African-American History class provides different perspective, says teacher
March 2, 2021
Rod Mullen, a history teacher, has been teaching African-American History at Central for his entire 23-year career.
During that time, Mullen doesn’t think he’s changed the class much, but he has added his own perspective and his own way of doing things. He’s also been provided with more course material, which makes teaching the class a bit easier.
“There was no textbook before I taught the class,” Mullen explained. “We have one now, it’s hard to get to, but at least we have a framework which we can work through. Also, I teach it in units now, instead of just teaching African-American History in a general sense.”
Mullen thinks this class provides what any other history class provides: the opportunity to learn about a different perspective of history.
“It’s important because you need to have a well-rounded understanding of history,” Mullen said. “And if U.S. History is taught from just a Western Civilization perspective, you’re only going to get maybe a mention of Martin Luther King Jr. here, maybe Malcolm X there, and that will be it.”
Mullen says the reason this doesn’t happen in U.S. History class is because there is a unit centered around the Civil Rights Movement, where students learn about events like the Montgomery Bus Boycott, the Little Rock Nine and the March on Washington.
Mullen made it clear he didn’t want to comment on how other teachers teach their classes, because he isn’t in those classes and doesn’t know first-hand what they teach, but he did say that he would like some of the content which he covers in African-American History to be covered in classes like World History and U.S. History, if it isn’t already.
“Make sure that you do mention the greatness of Ancient Africa and how that changed when it came to the Trans-Atlantic Slave Trade,” he said. “Mention the contributions of African people to early colonial America, leading up to the Civil War. Just make sure that students understand the contributions of African-American people and the whole transition from the so-called ‘Old World’ to the ‘New World.’”
As for his own class, Mullen is certain of the change he’d like to see. Right now, African-American History is only one semester long, but he’d like to make it a full year-long class.
“That way I can expand what I teach, without having to squish it into a few weeks here and a few weeks there,” he said. “I wouldn’t get as many students, of course, but as far as just teaching the class, it would be great to see what would happen over a full year.”
Mullen thinks the perspectives that his African American History class—and classes like it—are important, because they can impact people’s lives down the road.

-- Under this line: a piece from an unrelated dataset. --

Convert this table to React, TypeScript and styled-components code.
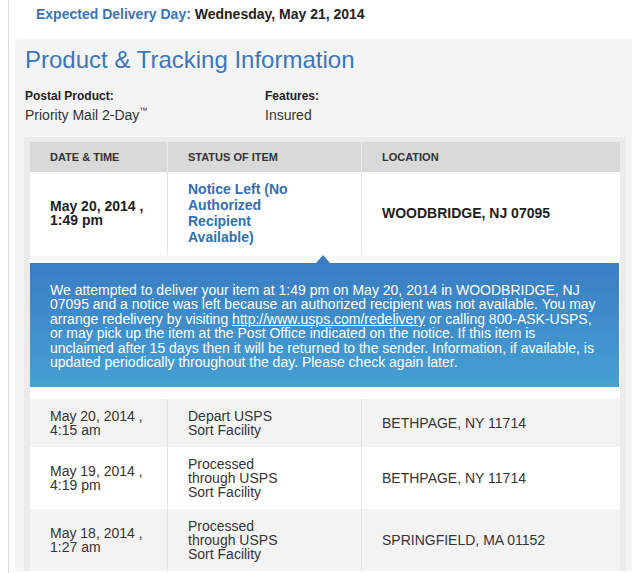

“The more you learn about other cultures, the better not only your life is, as far as just personal knowledge, but the better your relationships are with people outside of your particular group,” Mullen explained, “Most people are going to work with people of different backgrounds, and they’re going to go into it with preconceived notions and lack of knowledge. With the kind of knowledge that this class provides, you have a little bit better background with which to converse with people and to appreciate those other groups.”